Tuesday, January 19, 2010
Cazimi in Longitude & Latitude?
I had an interesting question recently regarding the definition of Cazimi (Kasmimi) found in Ben Dykes' wonderful translation of Bonatti's Liber Astronomiae.
"And when it [the Moon] is with the Sun in one degree, so that there are 16' or less between them, both by latitude and longitude (which rarely happens), it is said to be united, and then it is made strong, because it is said to be in the Sun's forge, that is, in his heart. And many of those dealing with the stars, and particularly in my time, agreed in this, that when a planet is distant from the Sun by 16' or less, it is made strong, and it is said to be in the heart of the Sun. Indeed I am in agreement with them, but not purely and simply. Because for a planet to be in the forge or in the heart of the Sun, it is necessary that it be distant from the Sun by less than 16' according to longitude and latitude - and this was the intention of the philosophers. Because if a planet is distant from the Sun by less than 16' in longitude, and according to latitude it is distant by more than 16', nevertheless it is combust, because the distinction between combustion in latitude and combustion in longitude is practically imperceptible." [Bonatti, "Book of Astronomy", trans. Benjamin Dykes PhD, Cazimi Press, 2007. , Treatise 3, Part 2, Chapter 7, page 211.]

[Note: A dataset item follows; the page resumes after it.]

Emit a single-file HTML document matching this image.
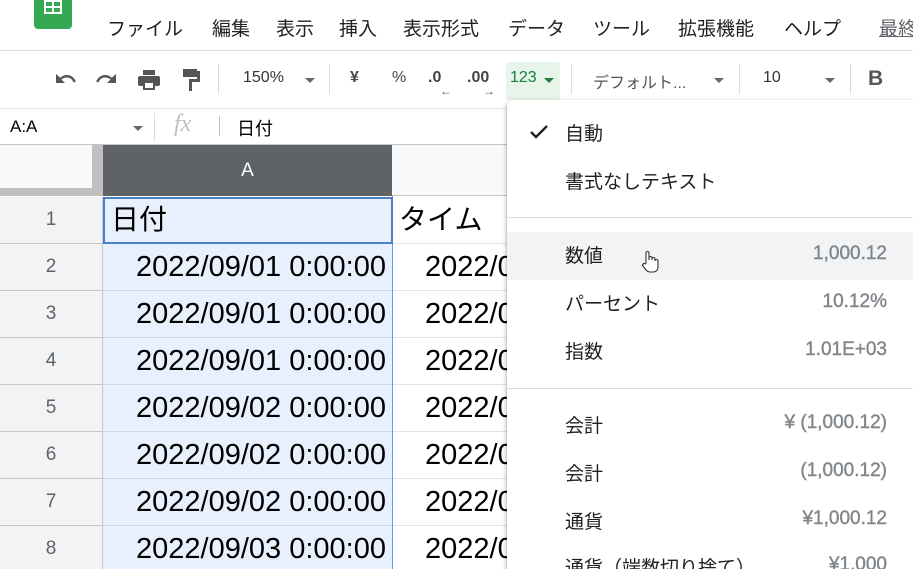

Generally in astrology we are concerned only with Zodiacal longitude, the location of planets, stars, etc., in the 360 degree circle of the Zodiac. Latitude, being above or below the ecliptic, doesn't even come into the picture, particularly in the later, less complex Renaissance style of traditional astrology.
Being cazimi, in the heart of the Sun, is basically a conjunction, albeit a special one. It appears that it was not unusual in early traditional astrology to consider latitude in cazimi. Al-Qabisi (Alcabitius), for example, does include longitude in his definition of cazimi. Introduction to Astrology, Ch III, sec 5, trans Burnett, Yamamato, (Warburg 2004) at 93.
This concern with latitude as well as longitude does appear to be a consideration with all conjunctions in Hellenistic astrology as Ptolemy says that conjunctions or aspects are only valid if the planets are both either in North or South Latitude. Tetrabiblos I, ch. 24. This Hellenistic concern with both latitude and longitude in conjunctions seems preserved with the early traditional definition of cazimi.
We have a similar issue with regard to the fixed stars. Unlike the planets, which are basically fairly close to the ecliptic, the fixed stars range all over the sphere of the heavens. They are projected from this 3 dimensional space on to the 2 dimensional space of the ecliptic, which greatly distorts their position. Nonetheless, all traditional astrologers use their projected positions, while precessing their positions.
From a practical standpoint, I have always used cazimi just in terms of longitude, not latitude. How exactly you would "test" this I don't know due to the multiple variables. Getting nor not getting the expected results even multiple times is certainly not definitive proof!
An argument could be easily made that if we are going to use latitude with cazimi, that we really need to use it with all aspects, I'm not sure that there really is any significant difference between conjunction with the Sun and conjunction with other planets.
Ultimately, if the mechanism of astrology is some sort of rays or beams from the
physical planets, then the longitude plus latitude definition makes sense because then the physical bodies of the planets are superimposed. Of course then we have the problem of other aspects, which seem to work perfectly well with just longitude. Plus the question of how to work with the latitude of the fixed stars!
An alternative explanation is that the cycles of the Heavens are an imperfect material manifestation of deeper, more perfect spiritual cycles. In this case it makes sense to be less concerned with the actual physical position of the planets and stars and more focused on their cyclical relationships, as a means to view the underlying spiritual cycle.
In any case, for now I am going to continue to follow Renaissance practice and view cazimi, like all other aspects, as requiring longitude only. With the proviso, however, that if cazimi or any aspect is both in longitude and latitude, that will increase its power.